Answer to the Question
In section 3 of his paper Elliptic Curve Cryptosystems, Koblitz describes three methods to encode plaintext messages as elliptic curve points. Method (2) is the one usually described as Koblitz's method and assumes that we are working over a prime field and that plaintext is represented as a non-negative integer $m$ less than $p/1000-1$. To encode one tests in turn putative $x$ co-ordinates $x=1000m, 1000m+1,\ldots,1000m+999$ until we find one where $x^3+ax+b$ is a square modulo $p$ and then compute the corresponding $y$. Decoding is achieved by deleting the last 3 digits of the $x$-coordinate of an elliptic curve point.
The condition $0\le m<p/1000-1$ sets a limit on the size of the message and long messages will have to be encoded in multiple points. If we bound the size of integers as $B<p/1000-1$, writing the message in base-$B$ allows us to encode a message cooresponding to the integer $L$ in $\lfloor\log L/\log B\rfloor+1$ points.
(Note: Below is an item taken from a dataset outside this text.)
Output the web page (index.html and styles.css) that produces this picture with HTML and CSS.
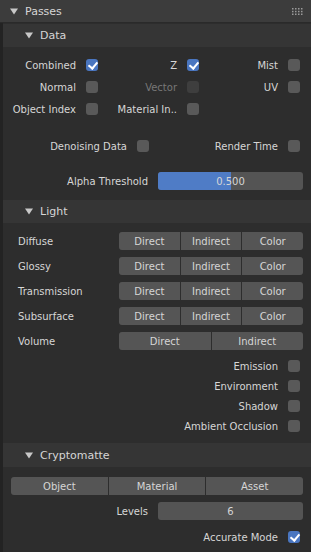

Additional information beyond the scope of the question
The value 1000 is somewhat arbitrary, but should be chosen to minimise the chance of failure to encode. As each of our candidate $x$ values will produce a square value of $x^3+ax+b$ with heuristic probability close to 1/2, we might expect that this method to fail with probability $\approx 2^{-1000}$ which is highly improbable. Replacing 1000 with a smaller number $k$ (and changing the decoding procedure accordingly) will give an increased plaintext space by a factor $\approx 1000/k$ failure rate of $2^-k$. One should consider the effect of adversarially chosen messages before selecting $k$ too small.
One should also note that the decoding process works whether the correct encoding process was followed or not. This means that multiple points (roughly 500) on the curve decode to the same plaintext. This could provide a covert channel in a malicious implementation.